For API’s, the Windows way is a bit different than the Linux way. For Linux, generally, you put all of your arguments in registers and then do an Int 80 (interrupt to Linux). In windows, with ‘sdtcall’ functions, you push all of your arguments to the stack and Call the Windows API function by name (the corresponding addresses of these functions end up getting linked in). I’m not really opposed to this method, it allows for a large amount of arguments by default, as it’s the stack, not a limited amount of registers.
As I didn’t know the fasm ways of assembly, I looked to the Internet for some examples. I wanted to create a simple dialog box. I expected to see a simple assembly program with a .data section with the strings and then the .text (.code) section with some instructions pushing the arguments to the stack and then a call to the API function. For pretty much every google result I got, what I got back was a heavily abstracted version of how this is generally done, and the ironic bonus: NO ASSEMBLY INSTRUCTIONS!

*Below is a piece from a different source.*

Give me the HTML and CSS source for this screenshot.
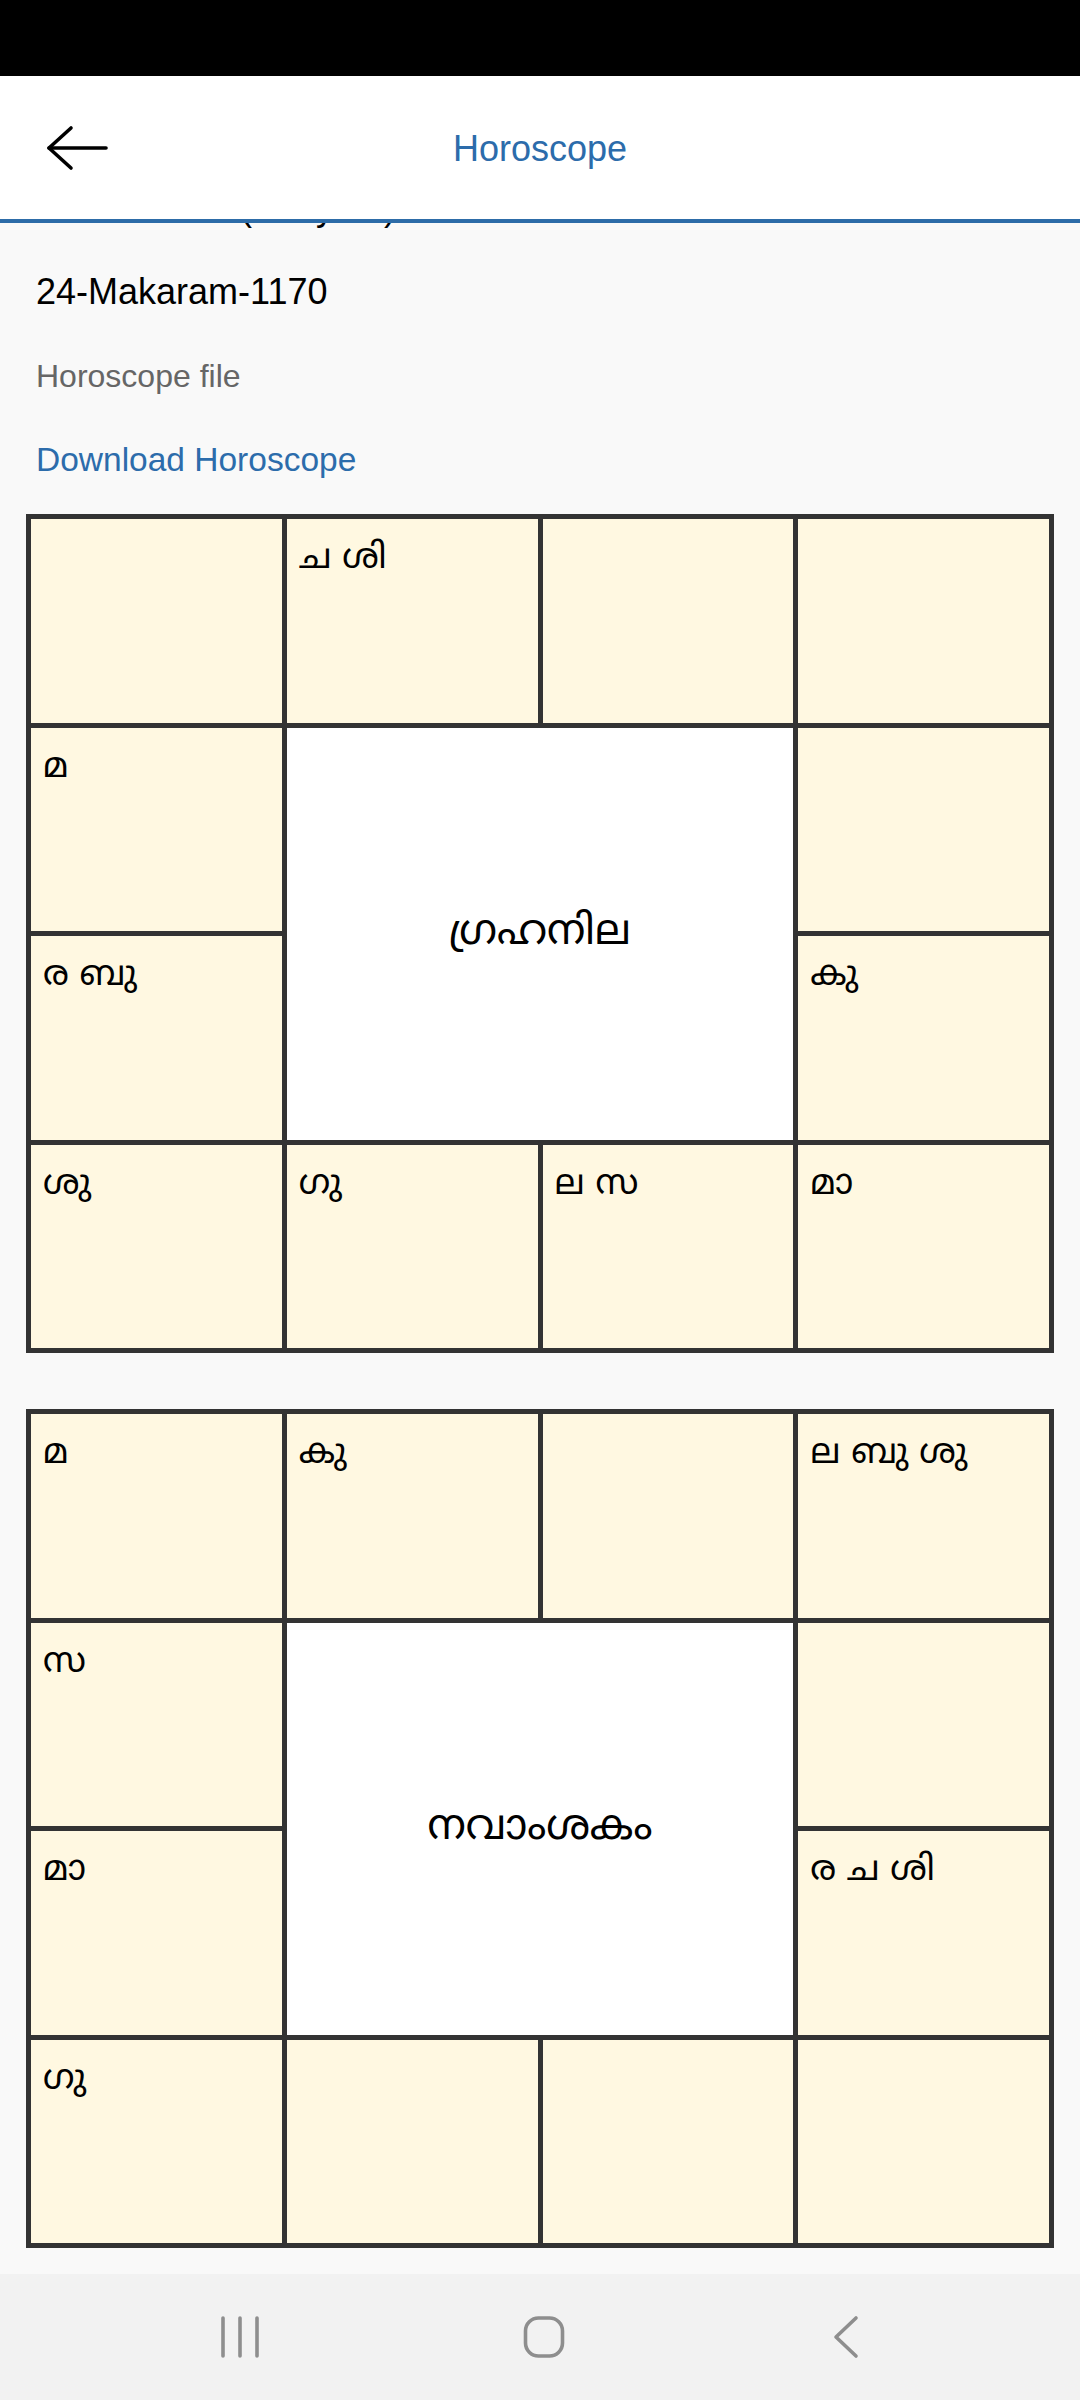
FILE: index.html
```html
<!DOCTYPE html>
<html lang="ml">
<head>
<meta charset="utf-8">
<title>Horoscope</title>
<link rel="stylesheet" href="styles.css">
</head>
<body>
<div class="screen">
  <div class="statusbar"></div>
  <header class="appbar">
    <div class="appbar-left">
      <svg class="back" width="64" height="48" viewBox="0 0 64 48" aria-hidden="true">
        <path d="M3 24 H60" />
        <path d="M25 4 L3 24 L25 44" />
      </svg>
    </div>
    <h1 class="title">Horoscope</h1>
    <div class="appbar-right"></div>
  </header>
  <main class="content">
    <p class="line value ghost">Nakshatram (Pooyam)</p>
    <p class="line value">24-Makaram-1170</p>
    <p class="line label">Horoscope file</p>
    <p class="line link">Download Horoscope</p>

    <div class="chart">
      <div class="cell"></div>
      <div class="cell">ച ശി</div>
      <div class="cell"></div>
      <div class="cell"></div>
      <div class="cell">മ</div>
      <div class="center">ഗ്രഹനില</div>
      <div class="cell"></div>
      <div class="cell">ര ബു</div>
      <div class="cell">കു</div>
      <div class="cell">ശു</div>
      <div class="cell">ഗു</div>
      <div class="cell">ല സ</div>
      <div class="cell">മാ</div>
    </div>

    <div class="chart chart-second">
      <div class="cell">മ</div>
      <div class="cell">കു</div>
      <div class="cell"></div>
      <div class="cell">ല ബു ശു</div>
      <div class="cell">സ</div>
      <div class="center">നവാംശകം</div>
      <div class="cell"></div>
      <div class="cell">മാ</div>
      <div class="cell">ര ച ശി</div>
      <div class="cell">ഗു</div>
      <div class="cell"></div>
      <div class="cell"></div>
      <div class="cell"></div>
    </div>
  </main>
  <nav class="navbar">
    <svg class="nav-icon recents" width="44" height="44" viewBox="0 0 44 44" aria-hidden="true">
      <path d="M5 3 V41 M22 3 V41 M39 3 V41" />
    </svg>
    <svg class="nav-icon home" width="48" height="48" viewBox="0 0 48 48" aria-hidden="true">
      <rect x="5.5" y="5" width="37" height="38" rx="13" ry="13" />
    </svg>
    <svg class="nav-icon backnav" width="44" height="44" viewBox="0 0 44 44" aria-hidden="true">
      <path d="M33 3 L13 22 L33 41" />
    </svg>
  </nav>
</div>
</body>
</html>
```

FILE: styles.css
```css
* { box-sizing: border-box; }

html, body {
  margin: 0;
  padding: 0;
  background: #f9f9f9;
}

.screen {
  width: 1080px;
  height: 2400px;
  display: flex;
  flex-direction: column;
  font-family: "Liberation Sans", Arial, sans-serif;
  color: #000;
  overflow: hidden;
}

.statusbar {
  height: 76px;
  flex: 0 0 76px;
  background: #000;
}

.appbar {
  flex: 0 0 147px;
  height: 147px;
  background: #fff;
  border-bottom: 4px solid #2d6ca8;
  display: grid;
  grid-template-columns: 1fr auto 1fr;
  align-items: center;
  position: relative;
  z-index: 2;
}

.appbar-left {
  padding-left: 46px;
  display: flex;
  align-items: center;
}

.back {
  display: block;
  fill: none;
  stroke: #000;
  stroke-width: 3.6;
  stroke-linecap: round;
  stroke-linejoin: round;
}

.title {
  margin: 0;
  font-weight: normal;
  font-size: 36px;
  color: #2c6cab;
  line-height: 40px;
  padding-top: 2px;
}

.content {
  flex: 1 1 auto;
  overflow: hidden;
  padding-left: 36px;
}

.line {
  margin: 0;
  height: 84px;
  line-height: 84px;
  white-space: nowrap;
}

.ghost {
  margin-top: -57px;
}

.value {
  font-size: 36px;
  color: #000;
}

.label {
  font-size: 32px;
  color: #666;
}

.link {
  font-size: 33.5px;
  color: #2c6cab;
}

.chart {
  margin: 12px 0 0 -10px;
  width: 1028px;
  height: 839px;
  display: grid;
  grid-template-columns: repeat(4, 1fr);
  grid-template-rows: repeat(4, 1fr);
  gap: 5px;
  padding: 5px;
  background: #333;
  font-family: "Noto Sans Malayalam", "Noto Sans", sans-serif;
}

.chart-second {
  margin-top: 56px;
}

.cell {
  background: #fff8e1;
  padding: 18px 12px 0;
  font-size: 35px;
  line-height: 46px;
  white-space: nowrap;
}

.center {
  grid-column: 2 / 4;
  grid-row: 2 / 4;
  background: #fff;
  display: flex;
  align-items: center;
  justify-content: center;
  font-size: 42px;
}

.navbar {
  flex: 0 0 126px;
  height: 126px;
  background: #f2f2f2;
  display: flex;
  align-items: center;
  justify-content: flex-start;
  padding-left: 218px;
}

.nav-icon {
  display: block;
  fill: none;
  stroke: #8e8e8e;
  stroke-width: 3.6;
  stroke-linecap: round;
  stroke-linejoin: round;
}

.home {
  margin-left: 258px;
}

.backnav {
  margin-left: 255px;
}
```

Before I get to that, I will say that I eventually figured out the way to do this with real assembly language in the source file. And it was as straight forward as I would have expected it to be. For reference, here is a screenshot of the source program:
This is what it looks like in the x64dbg debugger:
Note that the assembly looks awfully similar to the source. This is no mistake. This is exactly what I’m going for here. Remembering that my goal is to try and understand what is actually going on with these API functions, this is the most comprehensible way to go about this. You’ll notice that all the arguments are on the stack and ready to go for when I’m about to call them. And it is extremely clear how they all got onto the stack (the 4 preceding push instructions).

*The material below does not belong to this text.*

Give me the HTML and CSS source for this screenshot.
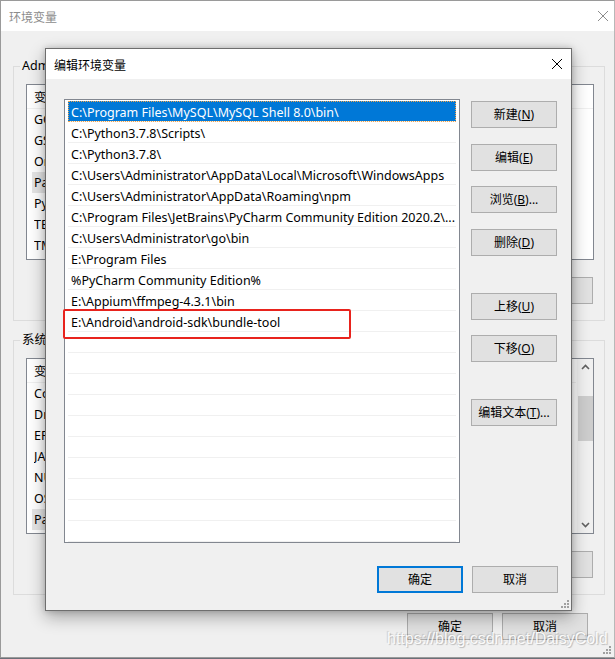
FILE: index.html
```html
<!DOCTYPE html>
<html lang="zh-CN">
<head>
<meta charset="utf-8">
<title>编辑环境变量</title>
<link rel="stylesheet" href="styles.css">
</head>
<body>
<div class="win">
  <div class="win-title">
    <span class="win-caption">环境变量</span>
    <svg class="win-close" width="12" height="12" viewBox="0 0 12 12"><path d="M1 1L11 11M11 1L1 11" stroke="#8c8c8c" stroke-width="1" fill="none"/></svg>
  </div>
  <div class="win-body">
    <fieldset class="group">
      <legend>Administrator 的用户变量(<u>U</u>)</legend>
      <div class="lv">
        <div class="lv-main">
          <div class="lv-head"><span class="c1">变量</span></div>
          <div class="lv-row"><span class="c1">GOPATH</span></div>
          <div class="lv-row"><span class="c1">GSTREAMER</span></div>
          <div class="lv-row"><span class="c1">OneDrive</span></div>
          <div class="lv-row lv-sel"><span class="c1">Path</span></div>
          <div class="lv-row"><span class="c1">PyCharm</span></div>
          <div class="lv-row"><span class="c1">TEMP</span></div>
          <div class="lv-row"><span class="c1">TMP</span></div>
        </div>
      </div>
      <div class="grp-btns">
        <button class="btn">新建(<u>N</u>)...</button>
        <button class="btn">编辑(<u>E</u>)...</button>
        <button class="btn">删除(<u>D</u>)</button>
      </div>
    </fieldset>
    <fieldset class="group group-sys">
      <legend>系统变量(<u>S</u>)</legend>
      <div class="lv">
        <div class="lv-main">
          <div class="lv-head"><span class="c1">变量</span></div>
          <div class="lv-row"><span class="c1">ComSpec</span></div>
          <div class="lv-row"><span class="c1">DriverData</span></div>
          <div class="lv-row"><span class="c1">ERLANG_HOME</span></div>
          <div class="lv-row"><span class="c1">JAVA_HOME</span></div>
          <div class="lv-row"><span class="c1">NUMBER_OF_PROCESSORS</span></div>
          <div class="lv-row"><span class="c1">OS</span></div>
          <div class="lv-row lv-sel"><span class="c1">Path</span></div>
        </div>
        <div class="vscroll">
          <svg class="sb-arrow" width="17" height="17" viewBox="0 0 17 17"><path d="M5 10L8.5 6.5L12 10" stroke="#606060" stroke-width="1.6" fill="none"/></svg>
          <div class="sb-track"><div class="sb-thumb"></div></div>
          <svg class="sb-arrow" width="17" height="17" viewBox="0 0 17 17"><path d="M5 7L8.5 10.5L12 7" stroke="#606060" stroke-width="1.6" fill="none"/></svg>
        </div>
      </div>
      <div class="grp-btns">
        <button class="btn">新建(<u>W</u>)...</button>
        <button class="btn">编辑(<u>I</u>)...</button>
        <button class="btn">删除(<u>L</u>)</button>
      </div>
    </fieldset>
    <div class="win-foot">
      <button class="btn">确定</button>
      <button class="btn">取消</button>
    </div>
  </div>
  <svg class="grip" width="8" height="8" viewBox="0 0 8 8"><g fill="#a0a0a0"><rect x="6" y="0" width="2" height="2"/><rect x="3" y="3" width="2" height="2"/><rect x="6" y="3" width="2" height="2"/><rect x="0" y="6" width="2" height="2"/><rect x="3" y="6" width="2" height="2"/><rect x="6" y="6" width="2" height="2"/></g></svg>
</div>

<div class="dlg">
  <div class="dlg-title">
    <span class="dlg-caption">编辑环境变量</span>
    <svg class="dlg-close" width="12" height="12" viewBox="0 0 12 12"><path d="M1 1L11 11M11 1L1 11" stroke="#000" stroke-width="1" fill="none"/></svg>
  </div>
  <div class="dlg-body">
    <div class="plist">
      <div class="prow psel"><span>C:\Program Files\MySQL\MySQL Shell 8.0\bin\</span></div>
      <div class="prow"><span>C:\Python3.7.8\Scripts\</span></div>
      <div class="prow"><span>C:\Python3.7.8\</span></div>
      <div class="prow"><span>C:\Users\Administrator\AppData\Local\Microsoft\WindowsApps</span></div>
      <div class="prow"><span>C:\Users\Administrator\AppData\Roaming\npm</span></div>
      <div class="prow"><span>C:\Program Files\JetBrains\PyCharm Community Edition 2020.2\...</span></div>
      <div class="prow"><span>C:\Users\Administrator\go\bin</span></div>
      <div class="prow"><span>E:\Program Files</span></div>
      <div class="prow"><span>%PyCharm Community Edition%</span></div>
      <div class="prow"><span>E:\Appium\ffmpeg-4.3.1\bin</span></div>
      <div class="prow"><span>E:\Android\android-sdk\bundle-tool</span></div>
      <div class="prow"></div>
      <div class="prow"></div>
      <div class="prow"></div>
      <div class="prow"></div>
      <div class="prow"></div>
      <div class="prow"></div>
      <div class="prow"></div>
      <div class="prow"></div>
      <div class="prow"></div>
      <div class="prow"></div>
    </div>
    <div class="dlg-btns">
      <button class="btn">新建(<u>N</u>)</button>
      <button class="btn gap43">编辑(<u>E</u>)</button>
      <button class="btn gap42">浏览(<u>B</u>)...</button>
      <button class="btn gap43">删除(<u>D</u>)</button>
      <button class="btn gap64">上移(<u>U</u>)</button>
      <button class="btn gap42">下移(<u>O</u>)</button>
      <button class="btn gap64">编辑文本(<u>T</u>)...</button>
    </div>
  </div>
  <div class="dlg-foot">
    <button class="btn btn-default">确定</button>
    <button class="btn">取消</button>
  </div>
  <svg class="grip" width="8" height="8" viewBox="0 0 8 8"><g fill="#a0a0a0"><rect x="6" y="0" width="2" height="2"/><rect x="3" y="3" width="2" height="2"/><rect x="6" y="3" width="2" height="2"/><rect x="0" y="6" width="2" height="2"/><rect x="3" y="6" width="2" height="2"/><rect x="6" y="6" width="2" height="2"/></g></svg>
</div>

<div class="annot"></div>
<div class="watermark">https://blog.csdn.net/DaisyCold</div>
</body>
</html>
```

FILE: styles.css
```css
* { box-sizing: border-box; }
html, body { margin: 0; padding: 0; }
body {
  width: 615px;
  height: 659px;
  overflow: hidden;
  position: relative;
  background: #6b6f78;
  font-family: "Noto Sans", "Noto Sans CJK SC", sans-serif;
  font-size: 12px;
  color: #000;
}
u { text-decoration: underline; text-underline-offset: 1px; }

.btn {
  width: 86px;
  height: 27px;
  padding: 0;
  margin: 0;
  background: #e1e1e1;
  border: 1px solid #adadad;
  font-family: "Noto Sans", "Noto Sans CJK SC", sans-serif;
  font-size: 12px;
  color: #000;
  line-height: 25px;
  text-align: center;
  white-space: nowrap;
}

/* background window */
.win {
  width: 615px;
  height: 658px;
  background: #f0f0f0;
  border: 1px solid #9a9a9a;
  border-right-color: #b8b8b8;
  display: flex;
  flex-direction: column;
  position: relative;
}
.win-title {
  height: 30px;
  background: #fff;
  display: flex;
  align-items: center;
  justify-content: space-between;
  padding: 0 5px 0 8px;
  flex: none;
}
.win-caption { color: #8c8c8c; font-family: "Noto Sans CJK SC", sans-serif; }
.win-body { display: flex; flex-direction: column; }

.group {
  width: 592px;
  margin: 27px 0 0 12px;
  padding: 10px 10px 16px 12px;
  border: 1px solid #dcdcdc;
  min-width: 0;
}
.group legend {
  padding: 0 2px;
  margin-left: -6px;
  line-height: 16px;
  height: 16px;
  font-size: 12.5px;
}
.group-sys { margin-top: 11px; }

.lv {
  width: 568px;
  height: 176px;
  border: 1px solid #828790;
  background: #fff;
  display: flex;
  overflow: hidden;
  font-size: 12.5px;
}
.lv-main { flex: 1; min-width: 0; }
.lv-head {
  height: 24px;
  display: flex;
  align-items: center;
  padding-left: 7px;
  border-bottom: 1px solid #f0f0f0;
}
.lv-row {
  height: 21px;
  display: flex;
  align-items: center;
  padding-left: 7px;
  white-space: nowrap;
}
.lv-sel { background: #e5e5e5; margin-left: 5px; padding-left: 2px; width: 480px; }
.c1 { width: 200px; flex: none; overflow: hidden; }

.vscroll {
  width: 17px;
  flex: none;
  background: #f0f0f0;
  display: flex;
  flex-direction: column;
  border-left: 1px solid #f8f8f8;
}
.sb-arrow { display: block; flex: none; }
.sb-track { flex: 1; padding-top: 20px; display: flex; justify-content: center; }
.sb-thumb { width: 15px; height: 45px; background: #cdcdcd; }

.grp-btns {
  margin-top: 17px;
  display: flex;
  justify-content: flex-end;
  gap: 9px;
  padding-right: 1px;
}
.win-foot {
  margin: 18px 26px 0 0;
  display: flex;
  justify-content: flex-end;
  gap: 9px;
}
.win > .grip { position: absolute; right: 3px; bottom: 3px; }

/* edit dialog */
.dlg {
  position: absolute;
  left: 45px;
  top: 48px;
  width: 527px;
  background: #f0f0f0;
  border: 1px solid #6e6e6e;
  box-shadow: 0 6px 16px rgba(0,0,0,0.32), 0 0 6px rgba(0,0,0,0.18);
  display: flex;
  flex-direction: column;
  padding-bottom: 17px;
}
.dlg-title {
  height: 30px;
  background: #fff;
  display: flex;
  align-items: center;
  justify-content: space-between;
  padding: 0 8px 0 8px;
}
.dlg-caption { font-family: "Noto Sans CJK SC", sans-serif; }
.dlg-body {
  display: flex;
  padding: 20px 13px 0 18px;
}
.plist {
  width: 396px;
  height: 444px;
  border: 1px solid #828790;
  background: #fff;
  padding: 1px 3px;
  overflow: hidden;
  font-size: 12.5px;
}
.prow {
  height: 21px;
  display: flex;
  align-items: center;
  padding: 2px 0 0 3px;
  border-bottom: 1px solid #f0f0f0;
  white-space: nowrap;
  overflow: hidden;
}
.psel {
  background: #0078d7;
  color: #fff;
  outline: 1px dotted #f3a54c;
  outline-offset: -1px;
}
.dlg-btns {
  margin: 2px 0 0 11px;
  width: 86px;
  display: flex;
  flex-direction: column;
}
.gap42 { margin-top: 15px; }
.gap43 { margin-top: 16px; }
.gap64 { margin-top: 37px; }
.dlg-foot {
  margin: 23px 13px 0 0;
  display: flex;
  justify-content: flex-end;
  gap: 9px;
}
.btn-default { border: 2px solid #0078d7; line-height: 23px; }
.dlg > .grip { position: absolute; right: 2px; bottom: 2px; }

/* annotation + watermark overlays */
.annot {
  position: absolute;
  left: 63px;
  top: 309px;
  width: 288px;
  height: 30px;
  border: 2px solid #e8231d;
  border-radius: 2px;
}
.watermark {
  position: absolute;
  left: 387px;
  top: 630px;
  font-family: "Liberation Sans", Arial, sans-serif;
  font-size: 16px;
  color: rgba(255,255,255,0.92);
  text-shadow: 1px 1px 1px rgba(0,0,0,0.22), -1px -1px 1px rgba(0,0,0,0.14);
  white-space: nowrap;
}
```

Okay. Now let’s talk about the ‘no assembly required’ way that is recommended to write this. Because the source code is easier to read. Because it’s ‘cleaner code.’ Because assembly language is so ‘hard’ to write that you might as well write assembly programs that don’t use assembly instructions (then just give up and fucking use python). Anyway, here’s a screenshot of the ‘clean’ way to do this:
It is clearer to read. If there were no comments in my version, then the ‘invoke’ version would be much more obvious in its intentions. But now, here’s a screenshot of how dirty and incomprehensible this is in the debugger:
Before I start ranting and criticizing, I have to be fare and state that the examples I found on the Internet didn’t use a .data section and inlined the strings in the invoke section (cleaner source code). This is the real cause of the mess of the disassembly. Had I used a .data section with this invoke command: ‘invoke MessageBox,HWND_DESKTOP,message,title1,MB_OKCANCEL’, it woulnd’t be so bad. I digress. So note that even though the source code is ‘clean,’ what’s actually being ‘assembled’ (compiled really) is nothing but. You see as we are about to make the call, all the right arguments are on the stack. I see two of the original pushes needed for two of our arguments (push 1 and push 0). We also need two more arguments; we need pointers to our strings for the title of the window and the message in the window. How on earth did these get into the stack, and what the fuck are these confusing instructions doing in our program. Do we really need to do ARPL, INSB, OUTSD, DAA, and IMUL instructions? Well no, that’s not what is happening. What we are actually seeing is a disassembled representation of our strings. See our first call to ‘syscalls.40201B’, it’s jumping past our first string. A call normally knows how to return to where we came from by pushing the address of the next instruction to the stack. In this case though, our program doesn’t intend to return to this at all, it is using that pushed address as a side effect, as that address really is the first byte of our string, it serves as a pointer to it, and it is now on the stack conveniently as an argument. So that call jumps us to another call that does the same thing; it skips over the next string that follows it, getting a pointer to it on the stack, indirectly. So that second call instruction brings us all the way down to the ‘push 0’ instruction right before our API call to MessageBoxA. These abused CALL instructions are how we got the string arguments onto the stack.
The end result is the same. As somebody that has to read or write the assembly source, using invoke is likely a better way to write and collaborate. However, nothing about it is actual assembly language, it abstracts it away. It’s not like this behavior is uncommon or indefensible. Compilers do this kind of thing all the time, even when they aren’t optimized that much (and when they are optimized, wow). Joking aside, using invoke is probably the way to go if your writing something more serious, although, why not just use C? Writing “assembly” in shortcuts and macros with no actual assembly sounds a lot like a higher level language (like C). This is why I always found HLA (High Level Assembly) so objectionable. Though to be clear, I respect the Author of HLA and he has done other really amazing work.
A lot of arguments of which way is better than which (with many things) comes down to what your doing at the moment. In the use case from the paragraph above, invoke away. But to return to my use case, I’m trying to familiarize myself with some simple Windows API calls by playing with different arguments in assembly and calling them, and then watching them perform their actions in a debugger (as not all API’s will do something visual; I might have to see the stack, registers, and memory getting manipulated). Using invoke for this strategy makes this process all the more confusing.
All this said, you might be able to see why I have a little ways to go when it comes to fully reverse engineering Windows binaries. Not to be confused with targeted reversing. I’m somewhat adequate with looking at particular APIs and pulling out IOCs from the artifacts they leave behind, and all the other ‘cheater’ dynamic forms of analysis. But if I ever want to see a bigger and fuller picture, I’m going to want to start writing the assembly that I’m reading and put bigger pieces of the puzzle together. At least, that’s the plan.